Now that he wasn’t going to buy Bally’s, Trump looked for another way to get a third casino. He turned to Resorts, the first casino in Atlantic City, which was in reality just a restored Chalfonte-Haddon Hall. Resorts was also building the luxurious Taj Mahal next door — a behemoth of a casino that would be the world’s largest and most grand casino. The company was also running out of money, having spent more than $500 million on the Taj without even coming close to finishing construction.
Trump bought 88 percent of the B shares, per Johnston’s book, thus giving him a large majority of the votes in the company. He now controlled it. But this began a war with an unlikely foe: Merv Griffin. The TV host and game show mogul began an attempt at a hostile takeover of Resorts from Trump, which led to the two trading barbs through the media. When it appeared Griffin would win the war and take over the company, he said he wouldn’t put his name on Resorts: “No, not unless I can get ‘Merv’ to be as big as ‘Trump’ — or get the ‘T’ off Trump.”
Griffin’s purchase, though, left the company saddled with debt. Griffin bought Resorts International — the casino’s holding company — and owned the Taj Mahal for just one day before selling it to Trump.
Trump finished what was now called the Trump Taj Mahal in 1990. It opened with a hint of glamour and an appearance by Michael Jackson. “That fan hysteria reminded me of 1963,” Robin Leach said on Lifestyles of the Rich and Famous, “when I covered The Beatles’ arrival in America.”
The Taj has lasted longer than The Beatles did, but it hasn’t had quite as much success as the Fab Four.
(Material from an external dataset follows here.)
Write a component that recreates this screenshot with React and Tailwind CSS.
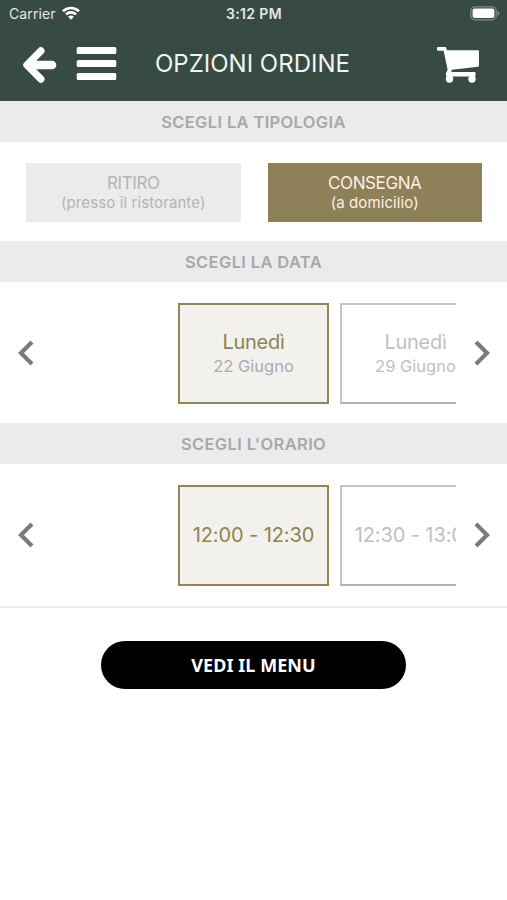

The casino dubbed “The Eighth Wonder of the World” — a term pro wrestling had used previously to describe Andre the Giant — was finished primarily by financing the purchase with junk bonds. And the casino had issues. “The shortage of funds was obvious inside the building,” Johnston writes in Temples of Chance. “The long second-floor hallways leading to the New Delhi Deli and the ballrooms were supposed to have marble columns. Instead they had been hastily covered with pink wallpaper. Many rooms were a mess, with hanging rods laying on closet floors, curtains that would not close and keys that did not match the doors weeks after the grand opening.” More than 200 contractors, the Inquirer reported, were owed $72 million.
The casino opened in April of 1990. Just over a year later, Trump was not going to be able to make his June payments. The Times said Trump was on the hook for $900 million that year, and the Taj Mahal eventually filed for Chapter 11 bankruptcy. Trump lost about half of his interest in the casino, and had to sell his private yacht and plane to help pay his losses. His creditors even put him on a budget (of $5.4 million, so … not that bad of one).
Trump Plaza was the next to fall out of his control. It was hemorrhaging cash in the early 1990s — Johnston estimates that, in the end, Trump lost about a million courting high-roller Kashiwagi (who was found dead, stabbed 150 times, in Japan in 1992) — and filed for bankruptcy protection in November. The banks took a 49 percent stake in the Plaza in exchange for more favorable terms on the $550 million in debt the building had on it. Trump remained as CEO, but no longer had a role in day-to-day operations.
Eventually, Trump consolidated his three Atlantic City casinos under a publicly traded company, Trump Hotels and Casino Resorts. By then he owned less than half of both his boardwalk casinos. The company bought the Taj in early 1996. He sold the Trump Castle to that same company later that year. The Times reported Trump did not make any cash on the first deal; he made a little under a million on the Castle deal, along with $130 million in stock.
(In the meantime, Trump had purchased the old Playboy Hotel and Casino in 1990. He first operated it as a hotel, then turned it into the Trump World’s Fair and Casino in 1996. It closed in 1999 and was demolished the next year.)
But then came the end for him in Atlantic City. As casinos began to open in markets besides Atlantic City and Las Vegas, Trump’s casinos failed to diversify as many casinos in Las Vegas did. Boxing had fled to Vegas. WrestleMania was no longer being held in Atlantic City. And in 2004 Trump Hotels and Casino Resorts Inc. filed for bankruptcy with $1.8 billion in debt. After the restructuring, Trump’s share was reduced to 28 percent.
“We have one of the most powerful gaming companies the day it comes out [of bankruptcy],” Trump said. “There’s no way we could have done that without the ’B’ word.”
But just five years later, the company filed for bankruptcy with $50 million in assets and $500 million in debt, per its filing. Trump eventually resigned from the board, and ended up with just 10 percent of the company when it came out of bankruptcy.
In 2015, only one of his casinos still stands with the Trump name. Trump Plaza closed in September of last year. The Trump Marina (formerly Trump Castle) was sold to Landry’s, which owns Chart House and Bubba Gump Shrimp Company among other restaurants, and is undergoing a resurgence as the new Golden Nugget under the new ownership. The Trump Taj Mahal is now owned by Carl Icahn, who is in a messy battle with the union that represents the Taj’s workers. Icahn recently struck a deal to keep Trump’s name on the building.
In the same deal, the company agreed to remove all the Trump Plaza signs from his old boardwalk casino. The only remnants of the Trump name in Atlantic City is a casino where the workers may currently strike, a casino that is the second-worst performing in Atlantic City this year.
Trump’s Atlantic City casino empire was built and funded by others. He deserves credit — perhaps grudging credit, but credit nonetheless – for this impressive feat. He was, indeed, one of the largest employers in South Jersey for decades. But he was no visionary, getting out ahead. Trump once had an Atlantic City empire. And he didn’t sell it — he lost it.